Joseph Conrad’s collected works (on Kindle). I’m working through those of his novels and stories I haven’t yet read. I find him an almost terrifying writer, often depicting, and building on personal experience, as an exile and at sea, how moral squalor can degenerate into outright evil. “Mr. Jones” in “Victory” is one of the most appallingly depraved characters in all literature and yet you can see how he got there, step by step. I’ve encountered several people like him in my own life, especially in Africa and Latin America, when the societal restraints are loose to non-existent. Conrad’s stoic outlook appeals to me, his acceptance of bleak realities, his recognition that only courage, love and integrity count in this world where life is so easily nasty, brutish and short.

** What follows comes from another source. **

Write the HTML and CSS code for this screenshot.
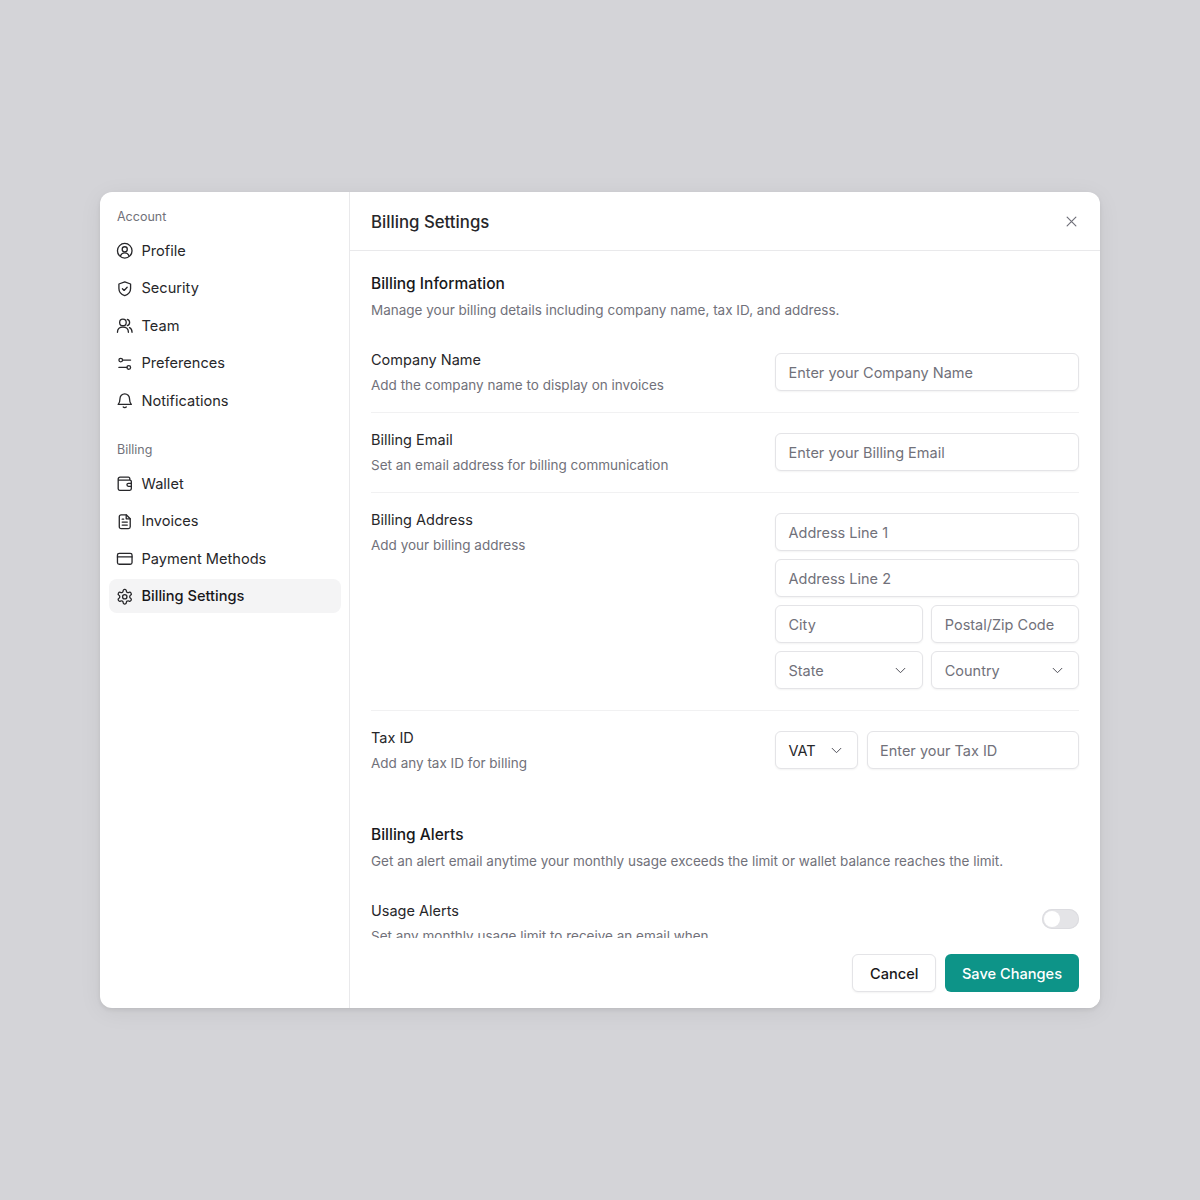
FILE: index.html
```html
<!DOCTYPE html>
<html lang="en">
<head>
<meta charset="utf-8">
<title>Billing Settings</title>
<link rel="stylesheet" href="styles.css">
</head>
<body>
<div class="modal">
  <aside class="sidebar">
    <div class="nav-label">Account</div>
    <nav class="nav-group">
      <a class="nav-item"><svg class="icon" viewBox="0 0 24 24"><circle cx="12" cy="12" r="10"/><circle cx="12" cy="10" r="3.500"/><path d="M6.200 19.200c.9-2.900 3-4.200 5.800-4.200s4.900 1.300 5.800 4.200"/></svg>Profile</a>
      <a class="nav-item"><svg class="icon" viewBox="0 0 24 24"><path d="M12 2.500l8 3v6.200c0 5-3.400 8.300-8 9.800-4.600-1.500-8-4.800-8-9.800V5.500z"/><path d="M8.800 12l2.300 2.300 4.200-4.300"/></svg>Security</a>
      <a class="nav-item"><svg class="icon" viewBox="0 0 24 24"><circle cx="9.500" cy="7.500" r="4.500"/><path d="M2 21c0-4.400 3.200-7 7.500-7s7.500 2.600 7.500 7"/><path d="M15.500 3.200a4.500 4.500 0 0 1 0 8.600"/><path d="M18.500 14.500c2.200.9 3.500 3 3.500 6.500"/></svg>Team</a>
      <a class="nav-item"><svg class="icon" viewBox="0 0 24 24"><circle cx="6.500" cy="7" r="2.500"/><circle cx="17.500" cy="17" r="2.500"/><path d="M9 7h11M4 17h11"/></svg>Preferences</a>
      <a class="nav-item"><svg class="icon" viewBox="0 0 24 24"><path d="M12 2.500c-3.700 0-6.500 2.900-6.500 6.500 0 5-1.300 6.600-2.500 8h18c-1.200-1.400-2.500-3-2.500-8 0-3.600-2.800-6.500-6.500-6.500z"/><path d="M9.800 20.500c.5.700 1.300 1 2.200 1s1.700-.3 2.200-1"/></svg>Notifications</a>
    </nav>
    <div class="nav-label nav-label-second">Billing</div>
    <nav class="nav-group">
      <a class="nav-item"><svg class="icon" viewBox="0 0 24 24"><path d="M19 7V5a2 2 0 0 0-2-2H5.500A2.500 2.500 0 0 0 3 5.500V19a2 2 0 0 0 2 2h14a2 2 0 0 0 2-2V9a2 2 0 0 0-2-2H3"/><path d="M21 11.500h-4a2 2 0 0 0 0 4h4"/></svg>Wallet</a>
      <a class="nav-item"><svg class="icon" viewBox="0 0 24 24"><path d="M14 2.500H7a2.500 2.500 0 0 0-2.500 2.500v14A2.500 2.500 0 0 0 7 21.500h10a2.500 2.500 0 0 0 2.500-2.500V8z"/><path d="M14 2.500V8h5.500"/><path d="M8.500 12.500h7M8.500 16.500h7M8.500 8.500h2"/></svg>Invoices</a>
      <a class="nav-item"><svg class="icon" viewBox="0 0 24 24"><rect x="2" y="4.500" width="20" height="15" rx="2.500"/><path d="M2 9.500h20"/></svg>Payment Methods</a>
      <a class="nav-item is-active"><svg class="icon" viewBox="0 0 24 24"><path d="M12.220 2h-.44a2 2 0 0 0-2 2v.18a2 2 0 0 1-1 1.730l-.43.25a2 2 0 0 1-2 0l-.15-.08a2 2 0 0 0-2.730.73l-.22.38a2 2 0 0 0 .73 2.730l.15.1a2 2 0 0 1 1 1.720v.51a2 2 0 0 1-1 1.740l-.15.09a2 2 0 0 0-.73 2.730l.22.38a2 2 0 0 0 2.730.73l.15-.08a2 2 0 0 1 2 0l.43.25a2 2 0 0 1 1 1.730V20a2 2 0 0 0 2 2h.44a2 2 0 0 0 2-2v-.18a2 2 0 0 1 1-1.730l.43-.25a2 2 0 0 1 2 0l.15.08a2 2 0 0 0 2.730-.73l.22-.39a2 2 0 0 0-.73-2.730l-.15-.08a2 2 0 0 1-1-1.740v-.5a2 2 0 0 1 1-1.740l.15-.09a2 2 0 0 0 .73-2.730l-.22-.38a2 2 0 0 0-2.730-.73l-.15.08a2 2 0 0 1-2 0l-.43-.25a2 2 0 0 1-1-1.730V4a2 2 0 0 0-2-2z"/><circle cx="12" cy="12" r="3"/></svg>Billing Settings</a>
    </nav>
  </aside>
  <main class="main">
    <header class="header">
      <h1 class="title">Billing Settings</h1>
      <svg class="close" viewBox="0 0 24 24"><path d="M5 5l14 14M19 5L5 19"/></svg>
    </header>
    <div class="content">
      <section class="section">
        <h2 class="section-title">Billing Information</h2>
        <p class="muted section-desc">Manage your billing details including company name, tax ID, and address.</p>
        <div class="row row-first">
          <div class="row-text"><div class="row-title">Company Name</div><p class="muted row-desc">Add the company name to display on invoices</p></div>
          <div class="fields"><div class="field">Enter your Company Name</div></div>
        </div>
        <div class="row">
          <div class="row-text"><div class="row-title">Billing Email</div><p class="muted row-desc">Set an email address for billing communication</p></div>
          <div class="fields"><div class="field">Enter your Billing Email</div></div>
        </div>
        <div class="row">
          <div class="row-text"><div class="row-title">Billing Address</div><p class="muted row-desc">Add your billing address</p></div>
          <div class="fields">
            <div class="field">Address Line 1</div>
            <div class="field">Address Line 2</div>
            <div class="field-pair"><div class="field">City</div><div class="field">Postal/Zip Code</div></div>
            <div class="field-pair">
              <div class="field field-select">State<svg class="chevron" viewBox="0 0 24 24"><path d="M5 8.500l7 7 7-7"/></svg></div>
              <div class="field field-select">Country<svg class="chevron" viewBox="0 0 24 24"><path d="M5 8.500l7 7 7-7"/></svg></div>
            </div>
          </div>
        </div>
        <div class="row row-last">
          <div class="row-text"><div class="row-title">Tax ID</div><p class="muted row-desc">Add any tax ID for billing</p></div>
          <div class="fields tax">
            <div class="field field-select field-vat">VAT<svg class="chevron" viewBox="0 0 24 24"><path d="M5 8.500l7 7 7-7"/></svg></div>
            <div class="field field-grow">Enter your Tax ID</div>
          </div>
        </div>
      </section>
      <section class="section section-alerts">
        <h2 class="section-title">Billing Alerts</h2>
        <p class="muted section-desc">Get an alert email anytime your monthly usage exceeds the limit or wallet balance reaches the limit.</p>
        <div class="alert-row">
          <div class="row-text"><div class="row-title">Usage Alerts</div><p class="muted row-desc">Set any monthly usage limit to receive an email when</p></div>
          <span class="toggle"><span class="knob"></span></span>
        </div>
      </section>
    </div>
    <footer class="footer">
      <button class="btn btn-cancel">Cancel</button>
      <button class="btn btn-save">Save Changes</button>
    </footer>
  </main>
</div>
</body>
</html>
```
FILE: styles.css
```css
* { box-sizing: border-box; }
html, body { margin: 0; height: 100%; }
body {
  background: #d4d4d8;
  font-family: Inter, "Noto Sans", sans-serif;
  color: #18181b;
  display: flex;
  align-items: center;
  justify-content: center;
  height: 1200px;
}
h1, h2, p { margin: 0; font-weight: 400; }
.modal {
  width: 1000px;
  height: 816px;
  background: #fff;
  border-radius: 12px;
  display: flex;
  overflow: hidden;
  box-shadow: 0 2px 4px rgba(0, 0, 0, .08), 0 4px 24px rgba(0, 0, 0, .06);
}
.sidebar {
  width: 250px;
  flex: none;
  border-right: 1px solid #e9e9eb;
  padding: 16px 8.500px;
}
.nav-label {
  font-size: 12.500px;
  line-height: 18px;
  color: #71717a;
  padding-left: 8.500px;
}
.nav-label-second { margin-top: 20px; }
.nav-group { display: flex; flex-direction: column; margin-top: 7.500px; }
.nav-item {
  height: 33.500px;
  margin-bottom: 4px;
  display: flex;
  align-items: center;
  gap: 8px;
  padding: 1px 0 0 7.500px;
  border-radius: 8px;
  font-size: 14.600px;
  color: #27272a;
}
.nav-item.is-active { background: #f4f4f5; font-weight: 500; color: #18181b; }
.icon {
  width: 17.500px;
  height: 17.500px;
  flex: none;
  fill: none;
  stroke: #27272a;
  stroke-width: 1.800;
  stroke-linecap: round;
  stroke-linejoin: round;
}
.main { flex: 1; min-width: 0; display: flex; flex-direction: column; }
.header {
  height: 59px;
  flex: none;
  border-bottom: 1px solid #e9e9eb;
  padding: 0 21px;
  display: flex;
  align-items: center;
  justify-content: space-between;
}
.title { font-size: 16.800px; font-weight: 500; color: #27272a; padding-top: 1px; }
.close { width: 15px; height: 15px; fill: none; stroke: #71717a; stroke-width: 1.900; stroke-linecap: round; }
.content { flex: 1; min-height: 0; overflow: hidden; padding: 21px 21px 0; }
.section-title { font-size: 15.500px; line-height: 24px; font-weight: 500; color: #18181b; }
.muted { color: #71717a; font-size: 13.500px; line-height: 18px; }
.section-desc { margin-top: 5px; }
.row {
  display: flex;
  justify-content: space-between;
  padding: 20.500px 0 21px;
  border-bottom: 1px solid #f1f1f2;
}
.row-first { margin-top: 13.500px; }
.row-last { border-bottom: 0; }
.row-text { width: 345px; margin-bottom: -4px; }
.row-title { font-size: 14.500px; line-height: 20px; color: #27272a; margin-top: -3px; }
.row-desc { margin-top: 6px; }
.fields { width: 304px; display: flex; flex-direction: column; gap: 8.500px; }
.field-pair { display: flex; gap: 8.500px; }
.field-pair .field { flex: 1; min-width: 0; }
.field {
  height: 37.500px;
  border: 1px solid #e4e4e7;
  border-radius: 6px;
  padding: 1px 12.500px 0;
  display: flex;
  align-items: center;
  font-size: 14.500px;
  color: #71717a;
  box-shadow: 0 1px 2px rgba(0, 0, 0, .05);
  background: #fff;
}
.field-select { justify-content: space-between; padding-right: 13.500px; }
.chevron { width: 15px; height: 15px; fill: none; stroke: #52525b; stroke-width: 1.600; stroke-linecap: round; stroke-linejoin: round; }
.tax { flex-direction: row; }
.field-vat { width: 83px; flex: none; color: #27272a; }
.field-grow { flex: 1; min-width: 0; }
.section-alerts { margin-top: 33.500px; }
.alert-row { display: flex; justify-content: space-between; margin-top: 33.500px; }
.toggle {
  width: 37.500px;
  height: 20.500px;
  border-radius: 11px;
  background: #e4e4e7;
  padding: 2px;
  margin-top: 5px;
  box-shadow: inset 0 0 0 1px #dcdce0;
}
.knob { display: block; width: 16.500px; height: 16.500px; border-radius: 50%; background: #fff; }
.footer {
  height: 70px;
  flex: none;
  padding: 16px 21px;
  display: flex;
  justify-content: flex-end;
  gap: 8.500px;
  background: #fff;
}
.btn {
  height: 38px;
  border-radius: 6px;
  font-family: inherit;
  font-size: 14.600px;
  font-weight: 500;
  padding: 1px 17px 0;
  border: 1px solid transparent;
}
.btn-cancel { background: #fff; border-color: #e4e4e7; color: #18181b; box-shadow: 0 1px 2px rgba(0, 0, 0, .05); }
.btn-save { background: #0d9488; color: #fff; padding: 1px 16px 0; }
```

The fact that Conrad’s a master in a language not his mother tongue also never ceases to amaze me.
I’m also reading “Freedom’s Forge – How American Business Produced Victory in World War II” by Arthur Herman. At first glance this may seem like a somewhat dry subject but Mr.Herman makes the story as exciting as any thriller and I can’t wait for the next chapter.
And finally, “Female Caligula” by Keith Laidler, a biography of Queen Ranavalona of Madagascar. The title says it all!
How do you organize your books?
When I lived overseas – most of my life – I had little access to libraries, so I bought large quantities of non-fiction hardbacks and paperback fiction. My hardback and reference material are in a custom-designed library with floor to ceiling shelving – a surprise gift from my late wife. I hang on to very few paperbacks and they’re stored separately. Today I buy all my fiction on Kindle and rely on the London Library for my non-fiction.
You’re organizing a literary dinner party. Which three writers, dead or alive, do you invite?
- Henry Fielding – a man of action as well as of literature, and always attractive for his humanity, generosity of spirit, and humour. And yet no push-over, as his founding of the Bow Street Runners and his fight against crime confirm.
- Joseph Conrad – If he could be got talking about his experiences we’d be there all night!
- Rudyard Kipling – possibly the strangest and most inconsistent genius to have written in English. 80% or more of his output is dire to mediocre, whether in prose or in poetry, but much of the other 20% is superb, especially considering that some of his best stories were written in his twenties. And, as I said about Pasternak, the truth of his best portrayals is stunning.
And finally, Meghan – thanks for the interview! It’s been a pleasure.
Thank you for joining me on Of Quills & Vellum today, Antoine! It was a pleasure talking with you.
Find out more about Antoine and his writing on his website (which includes over 200 articles on naval and other history from 1700 to 1930!) or find him on Amazon, Facebook and Twitter. Click here to watch a video interview with Antoine and learn more about how he created such a historically-authentic female character in his latest book. And if you sign up for Antoine’s mailing list, you’ll receive a free short story!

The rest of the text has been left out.